Exercise task. Select, from the material below, each line with "index" in it.

Given information.
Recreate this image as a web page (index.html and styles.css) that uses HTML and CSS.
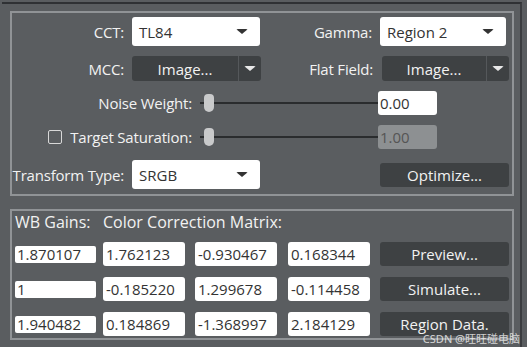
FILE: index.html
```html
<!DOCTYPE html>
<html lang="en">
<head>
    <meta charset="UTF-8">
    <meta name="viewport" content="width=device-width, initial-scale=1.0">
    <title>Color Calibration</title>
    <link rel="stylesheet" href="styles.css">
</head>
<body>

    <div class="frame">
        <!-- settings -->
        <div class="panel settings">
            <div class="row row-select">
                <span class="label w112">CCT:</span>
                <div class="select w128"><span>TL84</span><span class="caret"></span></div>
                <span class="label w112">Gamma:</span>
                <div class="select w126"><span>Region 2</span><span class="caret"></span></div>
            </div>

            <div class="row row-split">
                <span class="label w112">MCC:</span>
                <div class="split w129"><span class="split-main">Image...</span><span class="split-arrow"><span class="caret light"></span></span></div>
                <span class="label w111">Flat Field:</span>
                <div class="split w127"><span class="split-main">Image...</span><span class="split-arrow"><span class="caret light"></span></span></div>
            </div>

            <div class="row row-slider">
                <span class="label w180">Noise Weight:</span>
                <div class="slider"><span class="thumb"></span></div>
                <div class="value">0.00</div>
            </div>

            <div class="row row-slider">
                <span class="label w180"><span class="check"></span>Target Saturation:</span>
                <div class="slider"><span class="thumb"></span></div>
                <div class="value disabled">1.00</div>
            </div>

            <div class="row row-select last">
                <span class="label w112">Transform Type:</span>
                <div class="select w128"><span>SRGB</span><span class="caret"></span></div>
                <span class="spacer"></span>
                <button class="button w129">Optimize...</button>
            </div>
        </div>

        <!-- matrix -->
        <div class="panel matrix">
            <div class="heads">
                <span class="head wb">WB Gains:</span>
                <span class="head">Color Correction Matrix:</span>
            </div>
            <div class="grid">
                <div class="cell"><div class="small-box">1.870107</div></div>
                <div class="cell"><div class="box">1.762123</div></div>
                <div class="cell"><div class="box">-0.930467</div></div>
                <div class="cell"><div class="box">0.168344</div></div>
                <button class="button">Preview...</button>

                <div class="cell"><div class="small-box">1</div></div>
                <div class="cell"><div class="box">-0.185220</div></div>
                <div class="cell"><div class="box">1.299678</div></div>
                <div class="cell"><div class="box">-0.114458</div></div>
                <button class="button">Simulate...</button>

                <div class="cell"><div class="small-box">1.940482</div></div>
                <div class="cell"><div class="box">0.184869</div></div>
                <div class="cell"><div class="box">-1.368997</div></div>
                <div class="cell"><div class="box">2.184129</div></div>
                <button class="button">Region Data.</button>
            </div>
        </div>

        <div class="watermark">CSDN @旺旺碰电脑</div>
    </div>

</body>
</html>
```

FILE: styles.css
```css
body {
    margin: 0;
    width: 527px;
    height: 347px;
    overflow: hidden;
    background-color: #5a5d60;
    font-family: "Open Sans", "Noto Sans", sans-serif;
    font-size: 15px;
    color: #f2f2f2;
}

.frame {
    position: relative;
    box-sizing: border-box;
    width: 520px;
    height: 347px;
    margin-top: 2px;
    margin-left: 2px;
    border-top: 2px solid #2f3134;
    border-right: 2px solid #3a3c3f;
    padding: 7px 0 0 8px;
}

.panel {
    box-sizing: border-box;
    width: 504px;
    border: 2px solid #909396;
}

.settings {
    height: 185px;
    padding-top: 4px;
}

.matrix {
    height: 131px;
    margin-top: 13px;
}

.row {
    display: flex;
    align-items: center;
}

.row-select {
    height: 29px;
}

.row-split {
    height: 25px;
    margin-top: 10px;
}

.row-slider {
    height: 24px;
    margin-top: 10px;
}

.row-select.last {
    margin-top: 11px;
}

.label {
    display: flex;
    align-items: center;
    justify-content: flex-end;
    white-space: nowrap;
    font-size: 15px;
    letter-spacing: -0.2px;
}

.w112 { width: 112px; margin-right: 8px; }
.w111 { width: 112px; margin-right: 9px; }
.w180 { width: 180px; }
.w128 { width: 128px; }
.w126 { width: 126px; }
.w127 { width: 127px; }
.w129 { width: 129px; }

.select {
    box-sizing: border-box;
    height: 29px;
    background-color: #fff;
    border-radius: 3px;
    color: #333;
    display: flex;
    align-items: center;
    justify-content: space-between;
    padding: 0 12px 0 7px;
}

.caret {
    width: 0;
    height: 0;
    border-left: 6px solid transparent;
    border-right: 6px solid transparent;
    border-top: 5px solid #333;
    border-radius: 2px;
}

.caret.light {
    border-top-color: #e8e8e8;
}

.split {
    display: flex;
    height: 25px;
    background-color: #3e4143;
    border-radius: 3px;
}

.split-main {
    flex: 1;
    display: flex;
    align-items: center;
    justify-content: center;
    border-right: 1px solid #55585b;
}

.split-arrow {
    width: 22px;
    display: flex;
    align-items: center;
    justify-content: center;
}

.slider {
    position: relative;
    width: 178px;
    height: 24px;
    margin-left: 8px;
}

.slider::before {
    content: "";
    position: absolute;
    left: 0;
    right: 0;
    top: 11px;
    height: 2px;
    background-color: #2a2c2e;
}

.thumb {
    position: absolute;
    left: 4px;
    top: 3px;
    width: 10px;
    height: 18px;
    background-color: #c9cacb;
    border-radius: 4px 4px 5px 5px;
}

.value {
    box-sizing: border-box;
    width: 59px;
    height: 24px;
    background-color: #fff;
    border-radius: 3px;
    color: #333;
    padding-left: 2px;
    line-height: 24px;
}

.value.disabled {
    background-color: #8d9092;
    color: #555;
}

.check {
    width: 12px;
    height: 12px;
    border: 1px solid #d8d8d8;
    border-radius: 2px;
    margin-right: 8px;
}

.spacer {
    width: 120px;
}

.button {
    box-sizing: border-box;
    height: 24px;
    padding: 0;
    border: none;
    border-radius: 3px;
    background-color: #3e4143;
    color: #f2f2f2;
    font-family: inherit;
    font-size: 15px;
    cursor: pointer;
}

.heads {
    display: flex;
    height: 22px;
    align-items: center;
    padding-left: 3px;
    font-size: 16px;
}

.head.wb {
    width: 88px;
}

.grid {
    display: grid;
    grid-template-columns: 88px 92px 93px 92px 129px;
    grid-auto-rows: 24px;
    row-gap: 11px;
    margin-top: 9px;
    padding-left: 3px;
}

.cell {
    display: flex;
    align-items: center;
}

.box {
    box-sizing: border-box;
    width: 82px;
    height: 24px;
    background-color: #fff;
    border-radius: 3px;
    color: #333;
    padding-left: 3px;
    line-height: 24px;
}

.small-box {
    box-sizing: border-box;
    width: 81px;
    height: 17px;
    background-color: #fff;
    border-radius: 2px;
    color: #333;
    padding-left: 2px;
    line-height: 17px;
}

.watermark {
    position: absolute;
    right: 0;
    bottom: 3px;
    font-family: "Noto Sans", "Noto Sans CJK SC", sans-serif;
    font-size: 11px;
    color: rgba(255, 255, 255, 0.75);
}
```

Reply to the task.
Recreate this image as a web page (index.html and styles.css) that uses HTML and CSS.
FILE: index.html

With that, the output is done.